A celebrity custody battle over a 9-month-old baby has courts debating whether a fetus is a baby or a part of its mother’s body. The case in question asks whether a mother had the right to move across the country and away from the father while pregnant.
Bode Miller, alpine skiing Olympic gold-medalist, and Sara McKenna, former U.S. Marine and firefighter, had a brief relationship in 2012 from which McKenna became pregnant. Miller claimed McKenna moved from California to New York while pregnant to keep him out of his child’s life. McKenna said she moved across the country to attend Columbia University. She also said Miller initially showed no desire to be a part of the child’s life. According to Fox News, McKenna released a text message from Miller in June 2012 refusing to come to her ultrasound and saying, “U made this choice against my wish.”
But in November 2012, Miller changed his mind. He filed papers with the San Diego County Family Court claiming paternity for the child. Shortly thereafter, a pregnant McKenna left for New York.
Days after her child’s birth, McKenna petitioned for temporary custody in New York, but New York family court attorney referee Fiordaliza Rodriguez sent the case back to California. Though she did not accuse McKenna of abduction, Rodriguez faulted McKenna for acting in her own best interest and not her son’s, who was still unborn, when she moved almost 3,000 miles away from his father.

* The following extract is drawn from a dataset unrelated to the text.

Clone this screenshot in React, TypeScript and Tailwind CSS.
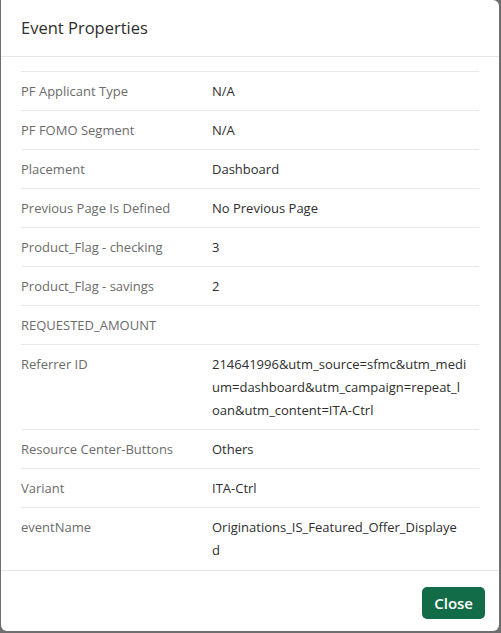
const rows: [string, string[]][] = [
  ["PF Applicant Type", ["N/A"]],
  ["PF FOMO Segment", ["N/A"]],
  ["Placement", ["Dashboard"]],
  ["Previous Page Is Defined", ["No Previous Page"]],
  ["Product_Flag - checking", ["3"]],
  ["Product_Flag - savings", ["2"]],
  ["REQUESTED_AMOUNT", []],
  [
    "Referrer ID",
    ["214641996&utm_source=sfmc&utm_medi", "um=dashboard&utm_campaign=repeat_l", "oan&utm_content=ITA-Ctrl"],
  ],
  ["Resource Center-Buttons", ["Others"]],
  ["Variant", ["ITA-Ctrl"]],
  ["eventName", ["Originations_IS_Featured_Offer_Displaye", "d"]],
];

export default function App() {
  return (
    <div className="h-[633px] w-[501px] bg-[#6e6e6e] pl-px pr-0.5 pb-0.5 font-['Open_Sans',sans-serif]">
      <div className="flex h-full flex-col overflow-hidden rounded-b-md rounded-tr-md bg-white">
        {/* Header */}
        <div className="flex h-[57px] shrink-0 items-center border-b border-[#e6e6e6] px-5">
          <h2 className="text-[16.5px] text-[#2e2e2e]">Event Properties</h2>
        </div>

        {/* Body */}
        <div className="flex-1 px-5 pt-[14px]">
          {rows.map(([label, lines]) => (
            <div key={label} className="flex border-t border-[#e8e8e8] pt-2 pb-[7px] text-[13px] leading-[23px]">
              <div className="w-[191px] shrink-0 text-[#6b6b6b]">{label}</div>
              <div className="w-[270px] text-[#2e2e2e]">
                {lines.map((l) => (
                  <div key={l} className="whitespace-nowrap">{l}</div>
                ))}
              </div>
            </div>
          ))}
        </div>

        {/* Footer */}
        <div className="flex h-[61px] shrink-0 items-start justify-end border-t border-[#e6e6e6] px-[14px] pt-4">
          <button className="h-8 rounded-[5px] bg-[#136c48] px-3 text-[15px] font-semibold text-white">
            Close
          </button>
        </div>
      </div>
    </div>
  );
}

“Her appropriation of the child while in utero was irresponsible, reprehensible,” wrote Rodriguez, and her “wrongful conduct must not be rewarded.” Soon after, a California court awarded temporary custody to Miller and his wife, professional volleyball player Morgan Beck, whom he married while McKenna was pregnant.
Various women’s advocacy and reproductive rights groups claimed the New York ruling denied McKenna her rights by restricting her from doing what she wanted with her body. Slate magazine senior editor Emily Bazelon said the case “treated a fetus as a child, for the purposes of a custody battle.” She concluded, “The old legal problem was deadbeat dads. The new one is fathers so eager to assert themselves that they run over women’s rights.”
In November, a New York appellate court reversed the former decision, sending the case back to a Manhattan family court that temporarily restored custody to McKenna. At a Dec. 9 hearing in New York, the couple agreed to share custody until a court date on March 31. Part of the agreement includes Miller taking the 9-month-old with him to the Winter Olympics in Sochi, Russia.
Lori Kehoe, executive director of New York State Right to Life, argues that pro-abortion groups want fathers to have all the responsibilities of fatherhood, but none of the rights.
“This case highlights a tragic inconsistency in our laws,” Kehoe said. “A father has rights and responsibilities when a mom chooses to give birth to their child, but he has no rights before his baby is born.... The pro-abortion position that the father should not have any concern over a mother taking his child away seems on a collision course with itself.”